Thanks everyone for all the wise words and support. I'm going through the thread, taking notes and trying to come up with some goals and plans of action.
Sat with H on Tuesday night and had a long talk about kids and where we began to fall apart (H said kids were where the M started to go downhill, so thought I'd exlpore) Biggest bit of info I got from him is that he is looking forward to living in his apartment so he can bond more with the kids--one on one time. Tried to offer him time with just the kids and activites, that I'd step back and he can do it with them, he said, no, you need to be involved, I can't always make things with work.
Also, that the biggest thing for him is the big, giant empty feeling he has inside him.
Last night he asked me, are we going to sit down with your parents while they are here and talk with them. I said "no", not other explanation, and he just said okay. I don't want to do it. I don't need them at the moment for support, I think it would hurt them deeply and I want to avoid that for as long as I can. When the moving van pulls up and carts off his stuff, then I will tell them.
Working on the Disney trip, no idea if he is going to join me. Heck, I don't even know if he is going to join us next week for our annual trip to the PSU homecoming game next weekend. He is still talking a mid-October move out to the new place.
I think you are doing the right thing by not telling your parents. It is better to wait and present them with a 'fait acompli,' one way or the other. Hopefully, all you will have to eventually tell them is that your H and you had some problems and you've resolved them . If they comment now on something you can always say you are having a slump. All marriages have that.
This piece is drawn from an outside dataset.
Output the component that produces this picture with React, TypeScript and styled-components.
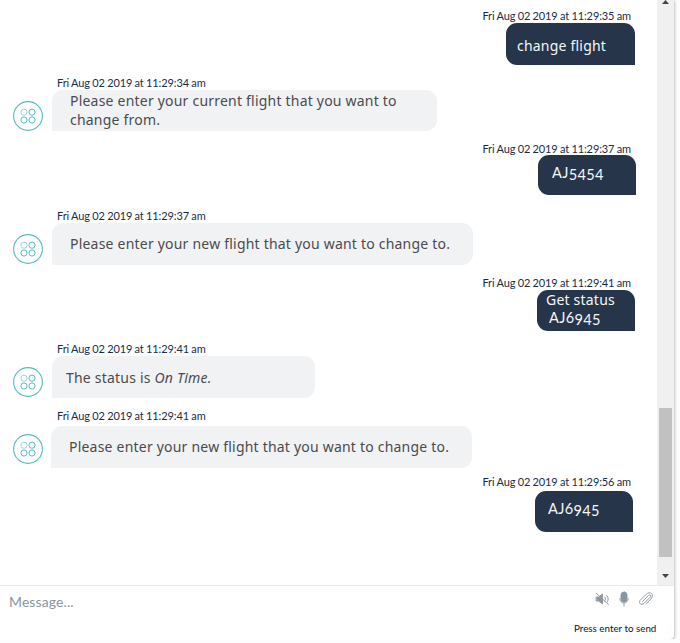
import React from "react";
import styled, { createGlobalStyle } from "styled-components";

const Global = createGlobalStyle`
  * { box-sizing: border-box; }
  body { margin: 0; background: #fdfdfd; overflow: hidden; font-family: Lato, sans-serif; }
`;

const Window = styled.main`
  width: 674px;
  height: 639px;
  display: flex;
  flex-direction: column;
  background: #fff;
  border-radius: 0 0 4px 0;
  box-shadow: 0 1px 3px rgba(70, 85, 100, 0.5), 0 0 5px rgba(0, 0, 0, 0.12);
`;

const Conversation = styled.section`
  height: 585px;
  display: flex;
`;

const Messages = styled.div`
  flex: 1;
  padding-top: 9px;
  overflow: hidden;
`;

const Message = styled.article<{ $height: number }>`
  height: ${(p) => p.$height}px;
`;

const Timestamp = styled.time<{ $own?: boolean }>`
  display: block;
  height: 14px;
  padding: 0 26px 0 57px;
  text-align: ${(p) => (p.$own ? "right" : "left")};
  font-size: 11px;
  line-height: 14px;
  letter-spacing: -0.11px;
  word-spacing: -0.35px;
  white-space: nowrap;
  color: #1c2b45;
`;

const MessageLine = styled.div<{ $own?: boolean; $inset: number; $gap: number }>`
  display: flex;
  justify-content: ${(p) => (p.$own ? "flex-end" : "flex-start")};
  align-items: flex-start;
  padding-left: ${(p) => (p.$own ? 0 : 13)}px;
  padding-right: ${(p) => (p.$own ? p.$inset : 0)}px;
  margin-top: ${(p) => p.$gap}px;
`;

const Avatar = styled.svg<{ $top: number; $gap: number }>`
  flex: none;
  width: 30px;
  height: 30px;
  margin-top: ${(p) => p.$top}px;
  margin-right: ${(p) => p.$gap}px;
  fill: none;
  stroke: #55bcc4;
`;

const Bubble = styled.div<{ $own?: boolean; $w: number; $h: number; $left: number; $top: number }>`
  width: ${(p) => p.$w}px;
  height: ${(p) => p.$h}px;
  padding: ${(p) => p.$top}px 0 0 ${(p) => p.$left}px;
  border-radius: ${(p) => (p.$own ? "11px 11px 0 11px" : "11px 11px 11px 1px")};
  background: ${(p) => (p.$own ? "#27354a" : "#f1f2f4")};
  color: ${(p) => (p.$own ? "#f5f6f8" : "#4b4b4e")};
  font-family: "Noto Sans", sans-serif;
  font-size: 14px;
  line-height: 19px;
`;

const TextLine = styled.div<{ $indent?: number }>`
  height: 19px;
  white-space: pre;
  letter-spacing: 0.21px;
  padding-left: ${(p) => p.$indent ?? 0}px;
`;

const FlightCode = styled.div<{ $indent?: number }>`
  height: 19px;
  padding-left: ${(p) => p.$indent ?? 0}px;
  font-family: Lato, sans-serif;
  font-size: 14.6px;
  line-height: 18px;
  letter-spacing: 0.3px;
`;

const LowDigits = styled.span`
  position: relative;
  top: 2px;
`;

const Scrollbar = styled.div`
  width: 17px;
  display: flex;
  flex-direction: column;
  align-items: center;
  background: #f0f0f0;
`;

const Arrow = styled.svg`
  flex: none;
  width: 9px;
  height: 5px;
  fill: #444;
`;

const Thumb = styled.div`
  width: 13px;
  height: 149px;
  margin: 403px 0 16px;
  background: #c1c1c1;
`;

const Composer = styled.footer`
  flex: 1;
  display: flex;
  justify-content: space-between;
  border-top: 1px solid #e8eaeb;
`;

const Input = styled.div`
  padding: 7px 0 0 9px;
  color: #8b96a0;
  font-size: 14px;
  line-height: 18px;
  letter-spacing: 0.1px;
`;

const Actions = styled.div`
  width: 100px;
  padding-right: 18px;
`;

const Icons = styled.div`
  display: flex;
  justify-content: flex-end;
  height: 33px;
  padding: 5px 2px 0 0;
  gap: 6px;
`;

const Icon = styled.svg`
  width: 16px;
  height: 16px;
  fill: none;
  stroke: #929ca2;
  stroke-linecap: round;
  stroke-linejoin: round;
`;

const Hint = styled.div`
  text-align: right;
  font-size: 9.8px;
  line-height: 18px;
  white-space: nowrap;
  color: #0c1523;
`;

function BotAvatar({ top, gap }: { top: number; gap: number }) {
  return (
    <Avatar viewBox="0 0 30 30" $top={top} $gap={gap}>
      <circle cx="15" cy="15" r="14.4" strokeWidth="1.1" />
      <circle cx="11" cy="11.2" r="3.1" opacity=".6" />
      <circle cx="19" cy="11.2" r="3.1" />
      <circle cx="11" cy="19" r="3.1" />
      <circle cx="19" cy="19" r="3.1" />
    </Avatar>
  );
}

interface Entry {
  time: string;
  own?: boolean;
  height: number;
  gap: number;
  inset?: number;
  avatar?: number;
  w: number;
  h: number;
  left: number;
  top: number;
  body: React.ReactNode;
}

const entries: Entry[] = [
  { time: "11:29:35", own: true, height: 67, gap: 0, inset: 22, w: 129, h: 42, left: 11, top: 13, body: <TextLine>change flight</TextLine> },
  {
    time: "11:29:34", height: 66, gap: 0, avatar: 11, w: 385, h: 41, left: 18, top: 1,
    body: <><TextLine>Please enter your current flight that you want to</TextLine><TextLine>change from.</TextLine></>,
  },
  { time: "11:29:37", own: true, height: 67, gap: -1, inset: 21, w: 98, h: 40, left: 14, top: 9, body: <FlightCode>AJ<LowDigits>5454</LowDigits></FlightCode> },
  { time: "11:29:37", height: 67, gap: 0, avatar: 11, w: 421, h: 42, left: 18, top: 11, body: <TextLine>Please enter your new flight that you want to change to.</TextLine> },
  {
    time: "11:29:41", own: true, height: 66, gap: 0, inset: 22, w: 98, h: 41, left: 9, top: 0,
    body: <><TextLine>Get status</TextLine><FlightCode $indent={3}>AJ6<LowDigits>945</LowDigits></FlightCode></>,
  },
  { time: "11:29:41", height: 67, gap: 0, avatar: 11, w: 263, h: 42, left: 14, top: 12, body: <TextLine>The status is <i>On Time.</i></TextLine> },
  { time: "11:29:41", height: 66, gap: 3, avatar: 8, w: 421, h: 42, left: 18, top: 11, body: <TextLine>Please enter your new flight that you want to change to.</TextLine> },
  { time: "11:29:56", own: true, height: 67, gap: 2, inset: 24, w: 98, h: 41, left: 13, top: 9, body: <FlightCode>AJ6<LowDigits>945</LowDigits></FlightCode> },
];

export default function App() {
  return (
    <>
      <Global />
      <Window>
        <Conversation>
          <Messages>
            {entries.map((e, i) => (
              <Message key={i} $height={e.height}>
                <Timestamp $own={e.own}>Fri Aug 02 2019 at {e.time} am</Timestamp>
                <MessageLine $own={e.own} $inset={e.inset ?? 0} $gap={e.gap}>
                  {!e.own && <BotAvatar top={e.avatar ?? 11} gap={i === 6 ? 8 : 9} />}
                  <Bubble $own={e.own} $w={e.w} $h={e.h} $left={e.left} $top={e.top}>{e.body}</Bubble>
                </MessageLine>
              </Message>
            ))}
          </Messages>
          <Scrollbar>
            <Arrow viewBox="0 0 9 5"><path d="M1 4 4.5 0 8 4Z" /></Arrow>
            <Thumb />
            <Arrow viewBox="0 0 9 5"><path d="M1 1h7L4.5 5Z" /></Arrow>
          </Scrollbar>
        </Conversation>
        <Composer>
          <Input>Message...</Input>
          <Actions>
            <Icons>
              <Icon viewBox="0 0 16 16">
                <path d="M2.500 6h2.300L8.500 3v10L4.800 10H2.500Z" fill="#929699" />
                <path d="M2.500 2.500 14.500 13.500M10.700 6c1 1 1 3 0 4M12.700 4.500c2 2 2 5 0 7" />
              </Icon>
              <Icon viewBox="0 0 16 16">
                <rect x="5" y="1" width="6" height="10" rx="3" fill="#8796a2" />
                <path d="M3.800 7.500c0 6 8.400 6 8.400 0M8 12v3" />
              </Icon>
              <Icon viewBox="0 0 16 16">
                <path d="m4.500 10.500 6-6c1.500-1.300 3 .2 1.700 1.700L6 12.400c-2.700 2.500-6-.5-3.700-3.200l6-6c4-3.700 8.400.5 4.700 4.700L8.500 12.500" />
              </Icon>
            </Icons>
            <Hint>Press enter to send</Hint>
          </Actions>
        </Composer>
      </Window>
    </>
  );
}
Quote: Also, that the biggest thing for him is the big, giant empty feeling he has inside him
Your H is depressed. I do not know if clinically depressed, but big empty feelings that last months are called depression. Any chance that he'll get help? Just an idea...
Forget about whether H joins you in the trips or not. You cannot control that, anyway. Make your plans for you and your kids and enjoy!
"You don't throw a whole life away just 'cause it's banged up a little"
Tom Smith in "Seabiscuit"
I think it sounds like your H is at least willing to sit down and talk with you about the breakdown. That sounds good and like the two of you communicated well Tuesday night.
I'm with Optimist on the depression but I'm thinking you have said before that he won't see anyone about going on medication.
I think it sounds like you made the right decision on your parents.
Mid-October still gives him time to change his mind.
Plan the most fun trips you can for you and the kids, definitely the convertible and maybe he will join you, if not it will be a memorable time for you and the kids.
Take care and hope you have a great weekend.
Pam
"We must be willing to let go of the life we had planned so as to have the life that is waiting for us"
And I agree with optomist that your H is suffering from depression. The only thing is that there is absolutely no point in trying to convince him otherwise if he has decided that he is not depressed. It just pushes them away. I tried it with The X and with X SSS GF. They have to figure it out for themselves.
Hang in there. At least your H is willing to talk about what is bothering him which shows that he is still connected to you.
Keep giving your H time and space. Keep listening and validating with doing the no pressure thing. WAS can't seem to handle any extra pressure when they are in alien mode.
And most importantly keep taking care of yourself. This whole DB thing is a test in endurance.